So the follow up question becomes SO WHAT? Well, if the employer transfers the employee to a store greater than 25 miles AND if the employee refuses the transfer AND if the employee decides to fight the termination based on some right they feel they have in the employee manual to override the general at-will employment law AND if the employee can find an employment law attorney who feels this case is worth the effort, the question is will this action survive to not only get in front of a jury but convince the jury to award damages based on this right to refuse a transfer.

The chances of this happening are about the same as hitting powerball, so this thread is nothing more than academic.

Although, I am finish with this issue, you have raced some questions which must be answered.

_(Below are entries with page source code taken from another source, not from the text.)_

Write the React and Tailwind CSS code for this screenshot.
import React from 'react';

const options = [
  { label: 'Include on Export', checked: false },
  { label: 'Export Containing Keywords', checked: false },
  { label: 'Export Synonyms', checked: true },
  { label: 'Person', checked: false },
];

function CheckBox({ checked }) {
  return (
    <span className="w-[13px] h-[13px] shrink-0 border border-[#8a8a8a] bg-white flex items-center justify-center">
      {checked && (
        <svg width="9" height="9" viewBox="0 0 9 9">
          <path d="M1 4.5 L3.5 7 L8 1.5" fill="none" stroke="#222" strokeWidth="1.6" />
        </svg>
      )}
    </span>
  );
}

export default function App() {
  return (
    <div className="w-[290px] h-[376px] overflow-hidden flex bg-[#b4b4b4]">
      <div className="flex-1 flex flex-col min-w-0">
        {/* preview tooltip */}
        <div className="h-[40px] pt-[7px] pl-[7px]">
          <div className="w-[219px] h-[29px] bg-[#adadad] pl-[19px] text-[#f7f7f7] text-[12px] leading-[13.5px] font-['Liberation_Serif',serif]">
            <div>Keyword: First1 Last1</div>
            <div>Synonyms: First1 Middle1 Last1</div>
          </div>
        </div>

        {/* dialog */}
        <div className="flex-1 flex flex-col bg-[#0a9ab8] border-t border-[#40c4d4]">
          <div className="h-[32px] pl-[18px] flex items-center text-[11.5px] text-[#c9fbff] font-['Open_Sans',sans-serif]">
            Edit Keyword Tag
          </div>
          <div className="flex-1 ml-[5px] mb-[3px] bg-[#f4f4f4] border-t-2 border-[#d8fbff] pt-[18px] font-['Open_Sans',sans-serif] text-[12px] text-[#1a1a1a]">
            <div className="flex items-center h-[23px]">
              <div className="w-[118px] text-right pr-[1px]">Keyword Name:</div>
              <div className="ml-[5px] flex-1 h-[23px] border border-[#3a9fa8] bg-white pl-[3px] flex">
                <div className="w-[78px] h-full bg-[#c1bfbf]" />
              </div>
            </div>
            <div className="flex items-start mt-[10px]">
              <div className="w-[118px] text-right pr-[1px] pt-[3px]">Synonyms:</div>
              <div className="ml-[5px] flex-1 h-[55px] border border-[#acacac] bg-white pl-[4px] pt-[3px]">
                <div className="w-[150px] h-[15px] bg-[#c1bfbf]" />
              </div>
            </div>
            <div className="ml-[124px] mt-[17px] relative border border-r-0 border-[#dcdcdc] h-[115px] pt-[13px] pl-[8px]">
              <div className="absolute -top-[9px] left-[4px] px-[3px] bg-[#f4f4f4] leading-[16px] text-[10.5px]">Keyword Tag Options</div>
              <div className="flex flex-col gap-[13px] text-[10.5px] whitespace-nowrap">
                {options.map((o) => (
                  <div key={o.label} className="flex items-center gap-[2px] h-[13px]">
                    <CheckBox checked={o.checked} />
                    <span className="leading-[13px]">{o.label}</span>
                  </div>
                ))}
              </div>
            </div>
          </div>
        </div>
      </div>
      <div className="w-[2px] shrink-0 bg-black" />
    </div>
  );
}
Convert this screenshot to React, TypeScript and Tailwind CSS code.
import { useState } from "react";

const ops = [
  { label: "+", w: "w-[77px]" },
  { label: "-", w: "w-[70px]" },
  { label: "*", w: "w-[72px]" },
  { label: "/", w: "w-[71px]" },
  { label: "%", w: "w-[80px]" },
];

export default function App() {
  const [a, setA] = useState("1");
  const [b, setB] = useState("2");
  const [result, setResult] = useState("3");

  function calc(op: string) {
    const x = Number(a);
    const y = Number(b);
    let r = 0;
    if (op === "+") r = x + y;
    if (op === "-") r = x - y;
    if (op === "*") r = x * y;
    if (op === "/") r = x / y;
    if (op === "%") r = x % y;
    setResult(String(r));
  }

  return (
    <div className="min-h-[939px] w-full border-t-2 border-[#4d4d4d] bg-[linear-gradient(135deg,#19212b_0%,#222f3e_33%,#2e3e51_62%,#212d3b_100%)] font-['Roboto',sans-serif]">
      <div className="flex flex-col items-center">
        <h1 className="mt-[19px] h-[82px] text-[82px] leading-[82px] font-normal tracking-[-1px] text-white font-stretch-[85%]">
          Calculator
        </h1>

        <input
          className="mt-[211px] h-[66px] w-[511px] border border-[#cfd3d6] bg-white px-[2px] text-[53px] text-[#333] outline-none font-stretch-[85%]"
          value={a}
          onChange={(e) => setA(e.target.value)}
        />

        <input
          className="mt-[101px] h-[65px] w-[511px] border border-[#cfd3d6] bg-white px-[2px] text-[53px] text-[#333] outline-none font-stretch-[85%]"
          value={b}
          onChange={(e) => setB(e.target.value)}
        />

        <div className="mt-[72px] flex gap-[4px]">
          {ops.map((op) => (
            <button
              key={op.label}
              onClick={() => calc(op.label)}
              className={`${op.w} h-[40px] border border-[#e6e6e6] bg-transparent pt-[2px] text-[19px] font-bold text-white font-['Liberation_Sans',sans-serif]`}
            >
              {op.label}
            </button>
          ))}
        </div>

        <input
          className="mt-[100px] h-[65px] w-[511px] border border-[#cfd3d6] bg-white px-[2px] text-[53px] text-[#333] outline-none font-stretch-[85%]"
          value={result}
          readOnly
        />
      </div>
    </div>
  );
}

This particular major food store chain is using the transfer as a punishment of the union employees if they demand other contractual obligation from the employer.

The contract was written long time ago when a gallon of gas was about $0.5 today about $3 and entire cost of traveling was about 1/5 of what it is today.

The job is par-time like 39 hours instead of 40 so they do not have to pay more and 10 per hour after 3 years of seniority which is non-survivable pay in Southern California. So bay adding additional car expense to already reduced hours to 25 per week makes the job non affordable.

So if you dealing with an a-holes you need extra leverage. Don't be surprised if I talk to my local senator and congressman giving them an idea to impose carbon footprint tax on the transfer as a form of punishment against a-holes.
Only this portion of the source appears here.